The cause-and-effect of making sounds eventually helps the child connect with people. This helps the children develop "more meaningful relationships in their lives."
"This generalization is starting to happen with Anjali, and that is so exciting," says Lamont.
Weldon, who has been working with Anjali since October, says the girl now anticipates her weekly music therapy: "Her face just lights up when she's coming into the music room because she knows she's going to be part of this musical experience. Her focus on the screen has increased. Her attention span is going for a longer space of time."
When Anjali started, says Weldon, "I don't think she understood that she was the one making the music ... Now she knows what to expect."
`Music breaks through boundaries that have gagged people.' -Music therapist Fran Herman
There now is more variety in her movements as well, "she doesn't just move her head," Weldon says.

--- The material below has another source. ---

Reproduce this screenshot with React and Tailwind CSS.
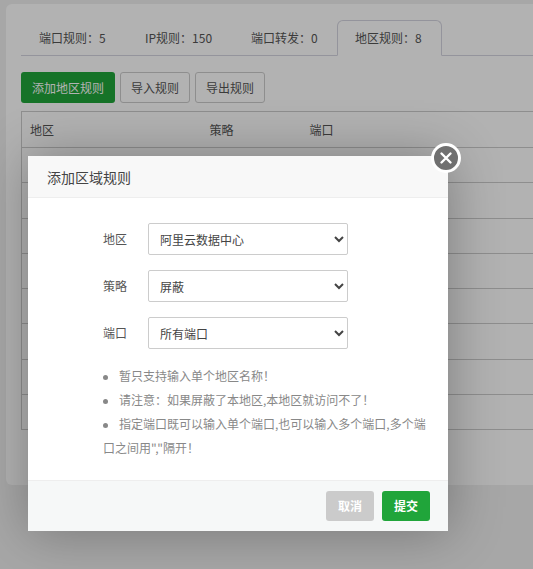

Lamont says the instrument helps participants "focus on ability rather than disability."
Lamont thinks that having the child's face reflected on the computer screen helps: "Sometimes I wonder if they see themselves as a rock star when they're playing."
Of course, music therapy is much older than computers. And the good-news stories have changed little over the years.
Across town, near Bloor and Dufferin Sts., Fran Herman sits at the Canadian Music Therapy Centre, where a dozen adult sufferers of cerebral palsy and related debilitating conditions are arriving by Wheel-Trans for their weekly group session. Herman, a kindly grandmother figure, says she was one of four music therapists in Canada when she began practising in the early 1950s.
Two of the people who have arrived for the group session, now in their 30s, were in her care as children.
As in the case of Anjali, the adults are encouraged to make their own sounds — with guitars and percussion instruments.
It's a merry cacophony. Even people who appeared vacant-eyed at the start of the session are smiling, singing or moving parts of their bodies.
The effect is magical.
What makes this treatment so special, says Herman, is that "music breaks through boundaries that have gagged people."
This spurred Herman to found the Canadian Music Therapy Trust Fund 10 years ago.
The organization has a broad range of activities, including providing financial aid to therapy students and funding therapy initiatives across the country.
Laurel Young, the Music Therapy Centre's co-ordinator, says it also works in palliative care and with Alzheimer's patients.
Young explains that music is so deeply embedded in our brains that, even when someone can no longer speak, it still allows a person to make a connection outside of themselves.
In the case of Alzheimer's, for example, the person wakes up one day and can no longer understand what is being spoken around them, says Young.
"It's like being in a foreign country. Then, suddenly, they discover that music is a language you can understand."
Says Herman: "Have you ever heard of a human culture where a mother doesn't croon to her child?"
Back at Bloorview, after many minutes of gently singing to Anjali while Lamont plays gentle background music on a synthesizer, Weldon gets out a drum and begins to tap it.
Anjali's ill-co-ordinated left hand stiffens slightly.
Her fingers reach out toward the drum's surface and her index finger begins to tap in unison with Weldon's hand.
The smile on the face of Anjali's mother — and everyone else in the room — says more than any research study ever could.